If I haven’t missed something, that makes 11 Title Matches in a row (for five different titles! 10 if you don’t count the NXT Title Match against Dallas). Has anyone else had a streak like that in the past? I don’t know if you can possibly answer that question with absolute certainty, but maybe you have some examples from the top of your head?

13 now with the IC title losses.

Well, when in doubt, go to a guy who’s never won a belt. Sandow, assuming you don’t count MITB as a title, has had 9 losses so far, the 10th being a DQ win over Bryan and Kane at Hell in a Cell.

That was my pick, and with that a failure, I can’t think of one, unless there’s a Hardcore situation where someone was involved in matches in a bunch of 24/7 things but never won. But that’s not a satisfactory answer, so let’s do a do over here in the first Ask 411 Reader Narrowment Initiative!

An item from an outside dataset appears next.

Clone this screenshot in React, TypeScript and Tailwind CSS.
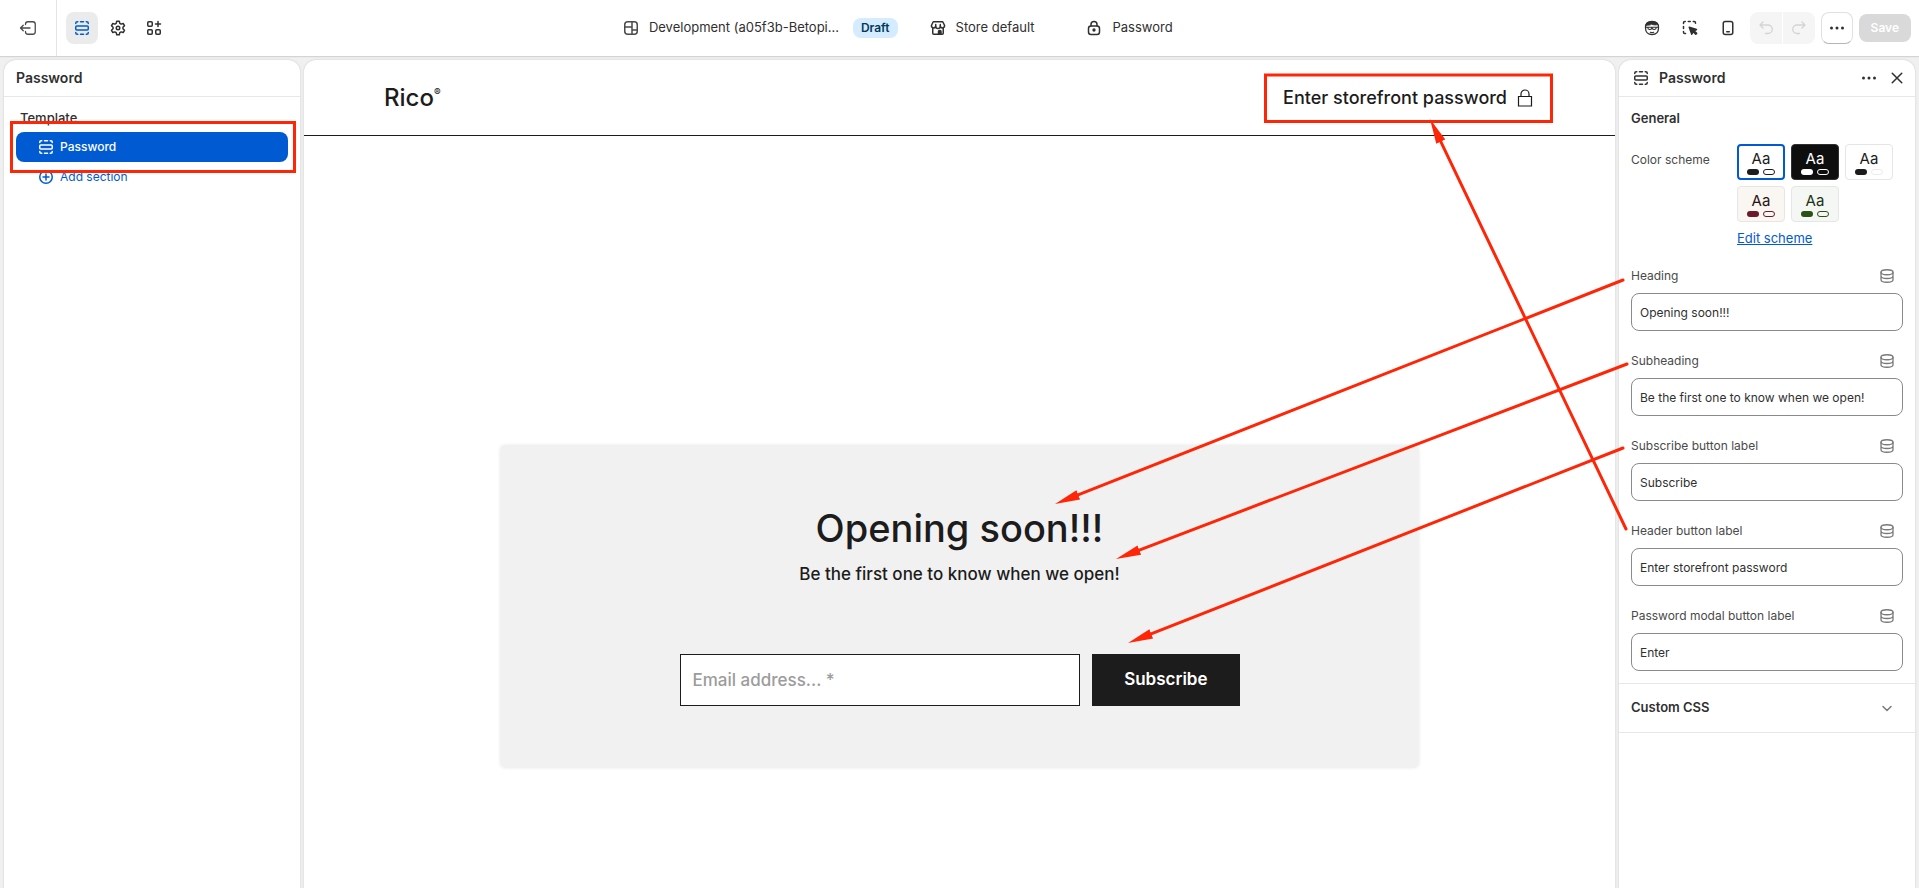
import { useState } from "react";
import type { ReactNode } from "react";

type IconProps = { children: ReactNode; className?: string };

function Icon({ children, className = "" }: IconProps) {
	return (
		<svg
			viewBox="0 0 20 20"
			fill="none"
			stroke="currentColor"
			strokeWidth="1.5"
			strokeLinecap="round"
			strokeLinejoin="round"
			aria-hidden="true"
			className={`size-5 shrink-0 ${className}`}
		>
			{children}
		</svg>
	);
}

const SectionIcon = () => (
	<Icon>
		<rect x="3.75" y="8" width="12.5" height="4" rx="1" />
		<path d="M3.75 5.5v-.25c0-.8.7-1.5 1.5-1.5h.5M8.5 3.75h3M14.25 3.75h.5c.8 0 1.5.7 1.5 1.5v.25M3.75 14.5v.25c0 .8.7 1.5 1.5 1.5h.5M8.5 16.25h3M14.25 16.25h.5c.8 0 1.5-.7 1.5-1.5v-.25" />
	</Icon>
);

const ExitIcon = () => (
	<Icon>
		<path d="M7.5 6.5v-.25a2.5 2.5 0 0 1 2.5-2.5h4.75a2.5 2.5 0 0 1 2.5 2.5v7.5a2.5 2.5 0 0 1-2.5 2.5H10a2.5 2.5 0 0 1-2.5-2.5v-.25M12 10H2.75M5.25 7.25 2.5 10l2.75 2.75" strokeWidth="1.3" />
	</Icon>
);

const GearIcon = () => (
	<Icon>
		<path d="M8.7 3.25h2.6l.5 2.1 1.3.75 2.050-.65 1.350 2.300-1.550 1.500v1.500l1.550 1.500-1.350 2.300-2.050-.65-1.300.75-.5 2.100H8.700l-.5-2.100-1.300-.75-2.050.65-1.350-2.300 1.550-1.500v-1.500L3.500 7.750l1.350-2.300 2.050.65 1.300-.75z" />
		<circle cx="10" cy="10" r="1.75" />
	</Icon>
);

const AppsIcon = () => (
	<Icon>
		<rect x="3.75" y="3.75" width="4.5" height="4.5" rx="1" />
		<rect x="3.75" y="11.75" width="4.5" height="4.5" rx="1" />
		<rect x="11.75" y="11.75" width="4.5" height="4.5" rx="1" />
		<path d="M14 3.5v5M11.5 6h5" />
	</Icon>
);

const ThemeIcon = () => (
	<Icon className="text-[#4a4a4a]">
		<rect x="3.75" y="3.75" width="12.5" height="12.5" rx="3" />
		<path d="M11 3.75v12.5M3.75 9H11M11 12h5.25" />
	</Icon>
);

const StoreIcon = () => (
	<Icon>
		<path d="M5.25 3.75h9.5l1.75 3.5a2.1 2.1 0 0 1-4.2 1 2.3 2.3 0 0 1-4.6 0 2.1 2.1 0 0 1-4.2-1zM4.75 10v5.25c0 .55.45 1 1 1h8.5c.55 0 1-.45 1-1V10" />
		<path d="M7.7 6.5v1.75M12.3 6.5v1.75" />
		<path d="M10.5 16v-2.5a1 1 0 0 1 1-1h.5a1 1 0 0 1 1 1V16z" fill="currentColor" />
	</Icon>
);

const LockIcon = () => (
	<Icon>
		<path d="M7 8V6.5a3 3 0 0 1 6 0V8" />
		<rect x="4.5" y="8" width="11" height="8.5" rx="2.5" />
		<circle cx="10" cy="12" r=".9" fill="currentColor" />
	</Icon>
);

const PersonaIcon = () => (
	<Icon>
		<path d="M3.5 10C3.2 5.5 5.5 3.500 10 3.500s6.800 2 6.500 6.500c0 4-2.500 6.500-6.500 6.500S3.500 14 3.500 10z" strokeWidth="1.300" />
		<path d="M3.750 7.250C4.300 4.800 6.500 3.750 10 3.750c3.200 0 5.200.9 6.100 2.750-2.200.7-4.500.6-6.600-.25-1.500.9-3.500 1.250-5.750 1z" fill="currentColor" strokeWidth=".8" />
		<path d="M3.500 9.250h13M5.750 9.500c0 2.600 3.250 2.600 4.250.5 1 2.100 4.250 2.100 4.250-.5M8.250 14.250c1.200.4 2.300.4 3.500 0" strokeWidth="1.100" />
	</Icon>
);

const InspectIcon = () => (
	<Icon>
		<path d="M3.500 5.500v-.75c0-.7.55-1.250 1.250-1.250h.5M8.250 3.500h2M13.250 3.500h1c.7 0 1.250.55 1.250 1.250v.5M3.500 8.500v2M3.500 13.500v.75c0 .7.55 1.250 1.250 1.250h.75" />
		<path d="M9.250 9.250l2.500 7 1.400-2.600 2.600 2.600.9-.9-2.600-2.600 2.450-1.250z" fill="currentColor" />
	</Icon>
);

const MobileIcon = () => (
	<Icon>
		<rect x="5.250" y="3.500" width="9.500" height="13" rx="2" />
		<path d="M8.750 13.750h2.500" />
	</Icon>
);

const UndoIcon = ({ flip = false }: { flip?: boolean }) => (
	<Icon className={flip ? "-scale-x-100" : ""}>
		<path d="M7 4 4 7l3 3M4.250 7H12a4.250 4.250 0 0 1 0 8.500H9.500" strokeWidth="1.300" />
	</Icon>
);

const DotsIcon = () => (
	<Icon>
		<g fill="currentColor" stroke="none">
			<circle cx="4.500" cy="10" r="1.500" />
			<circle cx="10" cy="10" r="1.500" />
			<circle cx="15.500" cy="10" r="1.500" />
		</g>
	</Icon>
);

const CloseIcon = () => (
	<Icon>
		<path d="M5.250 5.250l9.500 9.500M14.750 5.250l-9.500 9.500" />
	</Icon>
);

const DatabaseIcon = () => (
	<Icon>
		<ellipse cx="10" cy="6.250" rx="6" ry="2.500" strokeWidth="1.300" />
		<path d="M4 6.250v7.500c0 1.400 2.700 2.500 6 2.500s6-1.100 6-2.500v-7.500M4 10c0 1.400 2.700 2.500 6 2.500s6-1.100 6-2.500" strokeWidth="1.300" />
	</Icon>
);

const PlusCircleIcon = () => (
	<Icon>
		<circle cx="10" cy="10" r="6.250" />
		<path d="M10 7v6M7 10h6" />
	</Icon>
);

const ChevronIcon = () => (
	<Icon>
		<path d="M6 8.500l4 4 4-4" />
	</Icon>
);

function TopBar() {
	return (
		<header className="z-10 flex h-14 shrink-0 items-center bg-white shadow-[0_1px_1px_#d4d4d4]">
			<div className="flex h-full w-14 items-center justify-center">
				<button type="button" aria-label="Exit" className="text-[#4a4a4a]">
					<ExitIcon />
				</button>
			</div>
			<nav className="flex h-full items-center gap-1 border-l border-[#e3e3e3] pl-[9px]">
				<button type="button" aria-label="Sections" className="flex size-8 items-center justify-center rounded-lg bg-[#ebebeb] text-[#005bd3]">
					<SectionIcon />
				</button>
				<button type="button" aria-label="Theme settings" className="flex size-8 items-center justify-center">
					<GearIcon />
				</button>
				<button type="button" aria-label="App embeds" className="flex size-8 items-center justify-center">
					<AppsIcon />
				</button>
			</nav>

			<div className="flex flex-1 items-center justify-center pr-3 text-[13px]">
				<button type="button" className="flex items-center gap-2">
					<ThemeIcon />
					<span className="w-[196px] truncate text-left">Development (a05f3b-Betopi...</span>
					<span className="rounded-lg bg-[#d5ebff] px-2 text-xs leading-5 font-semibold text-[#003a5a]">Draft</span>
				</button>
				<button type="button" className="ml-[30px] flex items-center gap-2">
					<StoreIcon />
					Store default
				</button>
				<button type="button" className="ml-[50px] flex items-center gap-2">
					<LockIcon />
					Password
				</button>
			</div>

			<div className="flex items-center gap-1.5 pr-2">
				<button type="button" aria-label="Sidekick" className="flex size-8 items-center justify-center">
					<PersonaIcon />
				</button>
				<button type="button" aria-label="Inspector" className="flex size-8 items-center justify-center">
					<InspectIcon />
				</button>
				<button type="button" aria-label="Mobile view" className="flex size-8 items-center justify-center">
					<MobileIcon />
				</button>
				<div className="flex gap-px overflow-hidden rounded-lg text-[#d4d4d4]">
					<button type="button" disabled aria-label="Undo" className="flex size-8 items-center justify-center bg-[#f5f5f5]">
						<UndoIcon />
					</button>
					<button type="button" disabled aria-label="Redo" className="flex size-8 items-center justify-center bg-[#f5f5f5]">
						<UndoIcon flip />
					</button>
				</div>
				<button type="button" aria-label="More actions" className="flex size-8 items-center justify-center rounded-lg border border-[#e0e0e0] border-b-[#b5b5b5]">
					<DotsIcon />
				</button>
				<button type="button" disabled className="h-7 rounded-lg bg-[#d9d9d9] px-3 text-xs font-semibold text-white">
					Save
				</button>
			</div>
		</header>
	);
}

function Sidebar() {
	return (
		<aside className="w-74 shrink-0 rounded-t-xl bg-white shadow-[0_0_2px_#c4c4c4]">
			<h2 className="flex h-[37px] items-center border-b border-[#e7e7e7] px-3 text-sm font-semibold">Password</h2>
			<div className="px-3 pt-[11px]">
				<h3 className="px-1 pb-1 text-[13px] leading-5 font-medium">Template</h3>
				<button type="button" className="flex h-[30px] w-full items-center gap-1 rounded-lg bg-[#005bd3] pl-5 text-xs font-medium text-white">
					<SectionIcon />
					Password
				</button>
				<button type="button" className="flex h-[30px] w-full items-center gap-1 pl-5 text-xs text-[#005bd3]">
					<PlusCircleIcon />
					Add section
				</button>
			</div>
		</aside>
	);
}

function Preview() {
	return (
		<main className="min-w-0 flex-1 overflow-hidden rounded-t-xl bg-white text-[#1c1c1c] shadow-[0_0_2px_#c4c4c4]">
			<div className="flex h-19 items-center justify-between border-b border-[#1c1c1c] pr-20 pl-20">
				<a href="#" className="flex items-start text-2xl leading-7 font-medium">
					Rico
					<span className="text-[10px] leading-4">®</span>
				</a>
				<button type="button" className="flex items-center gap-2 text-lg font-medium">
					Enter storefront password
					<svg viewBox="0 0 20 20" fill="none" stroke="currentColor" strokeWidth="1.2" className="size-5" aria-hidden="true">
						<path d="M3.500 8.500h13v9.500h-13zM6 8.500V6a4 4 0 0 1 8 0v2.500" />
					</svg>
				</button>
			</div>

			<section className="mx-auto mt-[310px] flex w-[70%] flex-col items-center rounded-sm bg-[#f1f1f1] pt-14 pb-[61px] shadow-[0_0_4px_#dcdcdc]">
				<h1 className="text-[38px] leading-[52px] font-medium">Opening soon!!!</h1>
				<p className="mt-2 text-[17px] leading-6 font-medium">Be the first one to know when we open!</p>
				<form className="mt-17 flex w-[560px] max-w-full gap-3" onSubmit={(e) => e.preventDefault()}>
					<input
						type="email"
						aria-label="Email address"
						placeholder="Email address... *"
						className="h-[52px] min-w-0 flex-1 border border-[#1c1c1c] bg-white px-3 text-[17px] font-medium placeholder:text-[#9c9c9c]"
					/>
					<button type="submit" className="h-[52px] bg-[#1c1c1c] px-8 text-[17px] font-semibold text-white">
						Subscribe
					</button>
				</form>
			</section>
		</main>
	);
}

const schemes = [
	{ name: "Scheme 1", box: "border-2 border-[#005bd3] bg-white text-[#1c1c1c]", fill: "bg-[#1c1c1c]", line: "border-[#1c1c1c]" },
	{ name: "Scheme 2", box: "border border-[#303030] bg-[#0e0e0e] text-white", fill: "bg-white", line: "border-white" },
	{ name: "Scheme 3", box: "border border-[#e5e5e5] bg-white text-[#1c1c1c]", fill: "bg-[#1c1c1c]", line: "border-[#ececec]" },
	{ name: "Scheme 4", box: "border border-[#e8e5e2] bg-[#faf6f2] text-[#2b1216]", fill: "bg-[#6b1a2b]", line: "border-[#6b1a2b]" },
	{ name: "Scheme 5", box: "border border-[#e4e7e4] bg-[#f4f7f4] text-[#1d3216]", fill: "bg-[#2d5016]", line: "border-[#2d5016]" },
];

const fields = [
	{ id: "heading", label: "Heading", value: "Opening soon!!!" },
	{ id: "subheading", label: "Subheading", value: "Be the first one to know when we open!" },
	{ id: "subscribe", label: "Subscribe button label", value: "Subscribe" },
	{ id: "header-button", label: "Header button label", value: "Enter storefront password" },
	{ id: "modal-button", label: "Password modal button label", value: "Enter" },
];

function Settings() {
	const [values, setValues] = useState(fields.map((f) => f.value));

	return (
		<aside className="mr-1 w-74 shrink-0 rounded-t-xl bg-white shadow-[0_0_2px_#c4c4c4]">
			<div className="flex h-[37px] items-center border-b border-[#e7e7e7] pr-2 pl-3">
				<SectionIcon />
				<h2 className="ml-2 flex-1 text-sm font-semibold">Password</h2>
				<button type="button" aria-label="More" className="mr-2">
					<DotsIcon />
				</button>
				<button type="button" aria-label="Close">
					<CloseIcon />
				</button>
			</div>

			<div className="px-3 pt-[11px] pb-3">
				<h3 className="text-[13px] leading-5 font-semibold">General</h3>
				<div className="mt-4 flex">
					<span className="w-[106px] shrink-0 pt-1.5 text-xs leading-5 text-[#4a4a4a]">Color scheme</span>
					<div>
						<div className="flex flex-wrap gap-1.5">
							{schemes.map((s) => (
								<button key={s.name} type="button" aria-label={s.name} className={`flex h-9 w-12 flex-col items-center justify-center rounded ${s.box}`}>
									<span className="text-[15px] leading-5">Aa</span>
									<span className="flex gap-1">
										<span className={`h-1.5 w-3 rounded-full ${s.fill}`} />
										<span className={`h-1.5 w-3 rounded-full border ${s.line}`} />
									</span>
								</button>
							))}
						</div>
						<a href="#" className="mt-1.5 inline-block text-[13px] leading-5 text-[#005bd3] underline">
							Edit scheme
						</a>
					</div>
				</div>

				<div className="mt-[17px] flex flex-col gap-5">
					{fields.map((f, i) => (
						<div key={f.id}>
							<div className="flex items-center justify-between pr-1.5 pb-[7px]">
								<label htmlFor={f.id} className="text-xs leading-5 text-[#4a4a4a]">
									{f.label}
								</label>
								<span className="text-[#7a7a7a]">
									<DatabaseIcon />
								</span>
							</div>
							<input
								id={f.id}
								type="text"
								value={values[i]}
								onChange={(e) => setValues(values.map((v, j) => (j === i ? e.target.value : v)))}
								className="block h-[38px] w-full rounded-lg border border-[#8a8a8a] px-2 text-xs"
							/>
						</div>
					))}
				</div>
			</div>

			<button type="button" className="flex h-[50px] w-full items-center justify-between border-y border-[#e7e7e7] pr-[18px] pl-3 text-[13px] font-semibold">
				Custom CSS
				<span className="text-[#7a7a7a]">
					<ChevronIcon />
				</span>
			</button>
		</aside>
	);
}

const arrows = [
	{ from: [1623, 280], to: [1055, 504] },
	{ from: [1627, 364], to: [1116, 559] },
	{ from: [1623, 448], to: [1128, 643] },
	{ from: [1626, 529], to: [1430, 119] },
];

// Red callouts drawn over the whole editor
function Annotations() {
	return (
		<svg className="pointer-events-none absolute inset-0 z-20 h-full w-full" aria-hidden="true">
			<defs>
				<marker id="head" markerUnits="userSpaceOnUse" markerWidth="26" markerHeight="12" refX="25" refY="6" orient="auto">
					<path d="M0 1 25 6 0 11z" fill="#ff2608" />
				</marker>
			</defs>
			<g fill="none" stroke="#ff2608" strokeWidth="3">
				<rect x="11.5" y="122.5" width="283" height="49" />
				<rect x="1265.5" y="75" width="286" height="46.500" />
			</g>
			{arrows.map(({ from, to }) => {
				const len = Math.hypot(to[0] - from[0], to[1] - from[1]);
				const k = 20 / len;
				return (
					<g key={from[1]}>
						<line
							x1={from[0]}
							y1={from[1]}
							x2={to[0] - (to[0] - from[0]) * k}
							y2={to[1] - (to[1] - from[1]) * k}
							stroke="#ff2608"
							strokeWidth="3"
							strokeLinecap="round"
						/>
						<line x1={from[0]} y1={from[1]} x2={to[0]} y2={to[1]} stroke="none" markerEnd="url(#head)" />
					</g>
				);
			})}
		</svg>
	);
}

export default function App() {
	return (
		<div className="relative flex h-screen flex-col overflow-hidden bg-[#f0f0f0] font-[Inter,sans-serif] text-[#303030]">
			<TopBar />
			<div className="flex min-h-0 flex-1 gap-1 pt-1 pl-1">
				<Sidebar />
				<Preview />
				<Settings />
			</div>
			<Annotations />
		</div>
	);
}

Dear Readers, there are many, many, MANY wrestlers in WWE history. I obviously cannot check out all of them. But if you think you know somewhat who had more title losses than Cesaro’s 13, please submit your idea below. All serious ideas I will then check and next week I’ll report my findings.

And if it works out, this’ll become a regular thing, if not, it’s another Streak thing that we don’t talk about.

Darren wishes to talk about Hogan turning heel… In WWF.

Did Vince ever ask Hulk Hogan to turn heel during the 90s.And how you think a Shawn Michaels and Hulk Hogan heel group in early 90s would of done.

What an odd pairing.

Anyway, Hogan has said that he went to Vince and pitched bringing Sting in and turning heel to put Sting over, and that he went to Vince and pitched turning heel against Warrior, and Vince said no. But to be honest, I take Hogan’s recollections of that sort of thing with a grain of salt the same size as the 16 tonne Andre The Giant Hogan bodyslammed in Antarctica in front of 11 billion fans on the international date line so he had to do it twice and ended up turning every bone in Hogan’s body into a thin paste the color and consistency of half-melted Lime Jello.

At the end of the day, I don’t think Vince ever asked Hogan to turn heel simply because that would be killing the Golden Goose. Vince went out of his way to not force the fans to pick the side other than Hogan other than Wrestlemania VI, which then went south, partly because Hogan stuck around too much.

It is so easy to sit in the crowd, or behind a computer, with time and distance, and ask why promoters didn’t turn their tired, over-exposed face heel, especially now with Cena front and center. And the answer is always the same, in that promoters will ride a horse until they’re sure that the horse is dead.

After all, if you turn Hogan heel and the fans don’t take to it, or if he doesn’t work, or if he’s unable to get over your new babyface, BAM, all that money from merch and stuff is gone. So why would you risk that, when you could still make some money from them as a face?

It wasn’t until Wrestlemania IX where the gulf between what Hogan could do and what Vince wanted was such that maybe he might have considered doing it, but Hogan was gone and then he was only really back long enough to drop the belt and leave. Heck, maybe the Hogan/Bret match would have been a heel turn…

But remember, whenever you want to turn a megaface heel, sure, it could be Hogan in 96. But it could also be Austin in 01.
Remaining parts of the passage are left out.